Date: 2005-08-23 04:30 pm (UTC)
From: [identity profile] janni.livejournal.com
When I hit fourteen, I announced to my sister that we were going to rearrange our room into two separate sections, with the dresser a barrier between my side and hers, so that it would be like we had separate rooms even though we didn't. Which seemed to take care of things for us.

My parents had a separate office, and never expressed any willingness to give it up for us, and looking back I think diverted the subject when I brought it up.

And I survived just fine, and in no way feel abused for this. :-)

(no subject)

Date: 2005-08-23 05:02 pm (UTC)
From: [identity profile] alfreda89.livejournal.com
A simple sideline...you might ask your doctor if it's all right to give her extra calcium/magnesium. Kids at her age are horrible at eating, skipping meals, eating junk, and they need cal/mag for growing body parts, and the mag to calm frayed nerves. I know one home ec teacher who spiked her kids food with cal/mag for years. And dropped an egg into her son's milkshake every day for six years, until he caught her at it.

I think after a week with no egg, he returned to her and admitted something was missing, and asked for the egg back. BUt he still never ate eggs as a meal.
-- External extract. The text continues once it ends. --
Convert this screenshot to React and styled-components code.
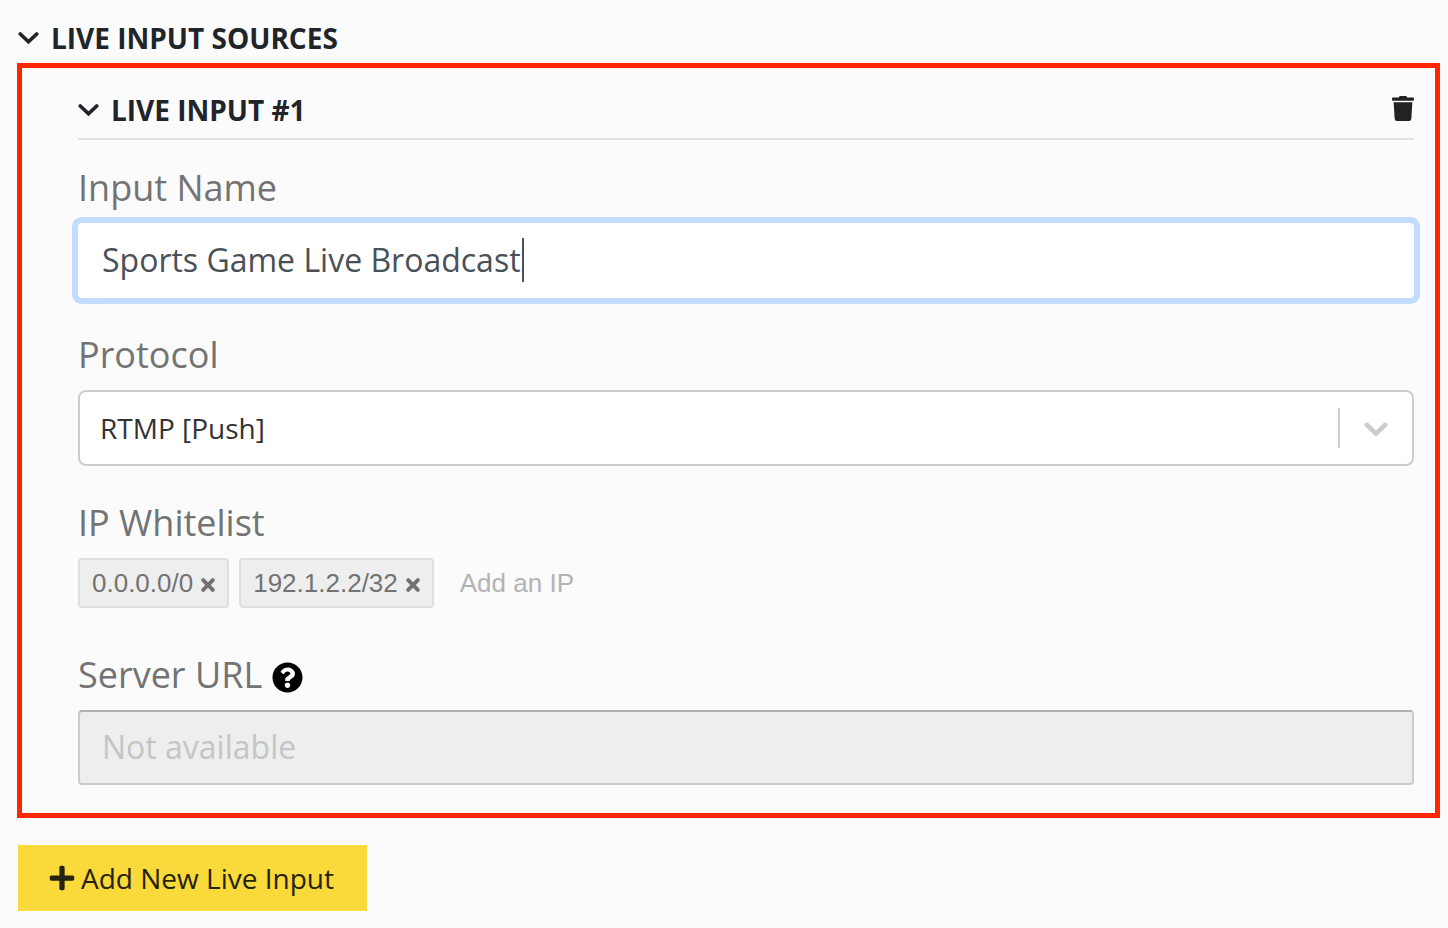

A good nutritionist could make suggestions, or you could visit on-line sites.

(no subject)

Date: 2005-08-23 06:00 pm (UTC)
From: [identity profile] dichroic.livejournal.com
I have no ideas for the room situation, but... The one time I remember bursting into tears for no reason was when I was fourteen (I was a late bloomer and hit menarche around then too). My mom figured it was puberty related, did not pester me for reasons (I'm sure she did ask why at least once, though), let me cry it out, didn't bug me (my mom's generally a much more touchy-feely person than I am) and then gave me a ride to school so I wouldn't be late. Nearly two and a half decades later, I remember it as one of her more shining parenting moments.